HK-CEP consultation report published
Public submissions have made a valuable contribution to helping the Government identify key issues surrounding the proposed closer economic partnership (CEP) with Hong Kong, Trade Negotiations Minister Jim Sutton said today.
He said the written submissions released today showed how seriously many groups and individuals were taking the opportunity to be consulted on this market-building initiative.
"They provide a firm base for the ongoing consultations being held around the country with business, unions, local government, Maori, non-governmental organisations and civil society generally.
"The submissions endorse the importance of this consultation process, which is not only helping to impart information about the opportunities and challenges of a CEP, but is also tapping into a wealth of practical experience about doing business with Hong Kong, and how this might be improved."
Mr Sutton said many groups and individuals had asked the written submissions to be made available as a resource to improve this consultation further.

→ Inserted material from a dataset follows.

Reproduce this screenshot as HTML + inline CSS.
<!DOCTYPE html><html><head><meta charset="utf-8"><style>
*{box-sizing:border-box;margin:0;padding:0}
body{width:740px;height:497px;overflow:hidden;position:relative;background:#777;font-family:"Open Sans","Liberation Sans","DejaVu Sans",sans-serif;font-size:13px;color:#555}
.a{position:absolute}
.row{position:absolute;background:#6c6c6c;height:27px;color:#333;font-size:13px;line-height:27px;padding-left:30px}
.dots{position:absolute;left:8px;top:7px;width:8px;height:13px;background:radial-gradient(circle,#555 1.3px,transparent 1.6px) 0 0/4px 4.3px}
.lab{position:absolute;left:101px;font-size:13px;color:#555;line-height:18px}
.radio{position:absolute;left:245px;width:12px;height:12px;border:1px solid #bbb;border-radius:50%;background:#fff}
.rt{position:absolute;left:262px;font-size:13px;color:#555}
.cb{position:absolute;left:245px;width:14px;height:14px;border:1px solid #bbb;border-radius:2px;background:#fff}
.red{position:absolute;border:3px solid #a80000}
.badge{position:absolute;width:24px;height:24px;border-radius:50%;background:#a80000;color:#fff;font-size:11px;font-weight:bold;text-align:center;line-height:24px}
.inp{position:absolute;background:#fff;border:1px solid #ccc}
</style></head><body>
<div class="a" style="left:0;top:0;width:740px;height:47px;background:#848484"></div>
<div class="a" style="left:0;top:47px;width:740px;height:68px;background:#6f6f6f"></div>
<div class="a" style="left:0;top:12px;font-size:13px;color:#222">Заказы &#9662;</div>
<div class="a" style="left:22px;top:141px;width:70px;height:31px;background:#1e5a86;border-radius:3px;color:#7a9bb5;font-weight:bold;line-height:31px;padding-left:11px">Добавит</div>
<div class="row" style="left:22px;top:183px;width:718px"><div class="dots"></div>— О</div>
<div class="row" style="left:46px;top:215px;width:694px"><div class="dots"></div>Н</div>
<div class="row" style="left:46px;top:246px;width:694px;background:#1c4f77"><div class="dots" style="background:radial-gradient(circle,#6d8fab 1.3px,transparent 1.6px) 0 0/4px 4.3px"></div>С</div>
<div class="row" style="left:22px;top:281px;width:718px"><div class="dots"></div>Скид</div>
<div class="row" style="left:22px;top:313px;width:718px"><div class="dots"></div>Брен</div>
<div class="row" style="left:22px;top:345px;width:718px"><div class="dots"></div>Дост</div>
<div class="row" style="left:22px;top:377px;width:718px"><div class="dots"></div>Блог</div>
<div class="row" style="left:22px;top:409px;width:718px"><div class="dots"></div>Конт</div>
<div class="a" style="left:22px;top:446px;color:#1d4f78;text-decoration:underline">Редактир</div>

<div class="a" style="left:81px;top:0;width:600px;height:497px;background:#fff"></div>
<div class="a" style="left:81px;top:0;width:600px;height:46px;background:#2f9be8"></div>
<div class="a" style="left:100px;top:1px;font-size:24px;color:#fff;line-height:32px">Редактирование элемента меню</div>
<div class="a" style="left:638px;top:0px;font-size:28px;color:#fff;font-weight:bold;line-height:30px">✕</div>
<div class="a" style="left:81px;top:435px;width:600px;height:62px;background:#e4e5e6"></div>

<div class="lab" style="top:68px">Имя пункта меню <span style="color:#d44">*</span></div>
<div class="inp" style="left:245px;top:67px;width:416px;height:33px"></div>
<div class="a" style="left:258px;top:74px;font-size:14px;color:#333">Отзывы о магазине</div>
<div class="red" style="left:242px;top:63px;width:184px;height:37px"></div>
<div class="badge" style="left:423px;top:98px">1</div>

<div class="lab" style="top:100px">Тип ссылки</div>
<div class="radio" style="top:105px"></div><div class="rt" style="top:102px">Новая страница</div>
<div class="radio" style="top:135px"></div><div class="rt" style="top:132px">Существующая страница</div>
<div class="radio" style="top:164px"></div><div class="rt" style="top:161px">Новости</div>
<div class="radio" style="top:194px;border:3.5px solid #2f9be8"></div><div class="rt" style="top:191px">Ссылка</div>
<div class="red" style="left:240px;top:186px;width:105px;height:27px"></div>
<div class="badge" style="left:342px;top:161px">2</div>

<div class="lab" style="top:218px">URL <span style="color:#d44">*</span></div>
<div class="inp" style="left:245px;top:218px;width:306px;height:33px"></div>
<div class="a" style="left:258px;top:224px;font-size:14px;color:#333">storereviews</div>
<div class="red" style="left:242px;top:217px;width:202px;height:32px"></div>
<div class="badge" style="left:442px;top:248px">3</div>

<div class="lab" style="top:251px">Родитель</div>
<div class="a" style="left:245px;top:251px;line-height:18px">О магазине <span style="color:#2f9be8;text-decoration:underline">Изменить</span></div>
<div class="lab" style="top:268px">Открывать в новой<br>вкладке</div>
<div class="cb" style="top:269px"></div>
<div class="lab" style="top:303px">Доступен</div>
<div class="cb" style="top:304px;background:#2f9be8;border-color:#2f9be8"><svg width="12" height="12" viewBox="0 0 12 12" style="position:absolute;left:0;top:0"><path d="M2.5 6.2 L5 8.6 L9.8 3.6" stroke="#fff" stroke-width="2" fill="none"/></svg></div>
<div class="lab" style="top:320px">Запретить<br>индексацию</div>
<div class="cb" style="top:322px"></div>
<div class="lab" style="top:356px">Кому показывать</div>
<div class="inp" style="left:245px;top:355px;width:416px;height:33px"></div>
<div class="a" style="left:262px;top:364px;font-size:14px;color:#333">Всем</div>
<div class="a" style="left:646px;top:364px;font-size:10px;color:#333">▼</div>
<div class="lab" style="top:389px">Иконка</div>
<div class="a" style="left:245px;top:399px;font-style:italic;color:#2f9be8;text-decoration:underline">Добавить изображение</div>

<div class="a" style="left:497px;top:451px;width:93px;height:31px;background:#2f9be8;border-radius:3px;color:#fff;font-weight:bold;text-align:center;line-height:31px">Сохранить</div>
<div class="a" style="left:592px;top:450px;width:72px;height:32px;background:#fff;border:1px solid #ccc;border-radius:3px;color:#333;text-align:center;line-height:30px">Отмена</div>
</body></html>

"I am releasing not only the submissions, but also the first Cabinet paper which includes early feedback from the consultations. I hope this demonstrates this Government's commitment to ensuring the process is as open as possible."
Mr Sutton said some opponents of the CEP negotiation may be surprised at the level of support the initiative was attracting, and the constructive role some affected industries were playing in helping officials to devise workable solutions to some of the challenges they might face. This would continue in step with the negotiations themselves, he said.
"We are not negotiating in stealth."
Mr Sutton said the first round of substantive talks, held in Hong Kong between officials last week, had been productive and positive.
Both sides were pleased with the progress made, he said.
"Both of us have begun compiling and exchanging preliminary proposals and draft texts on key elements in the negotiations ? for example on a framework for services. Work will continue on that.
"There are many complex issues to be worked through, and as a government, we will ensure that any resulting agreement has benefits for our citizens."
The next round of negotiations is scheduled for late September.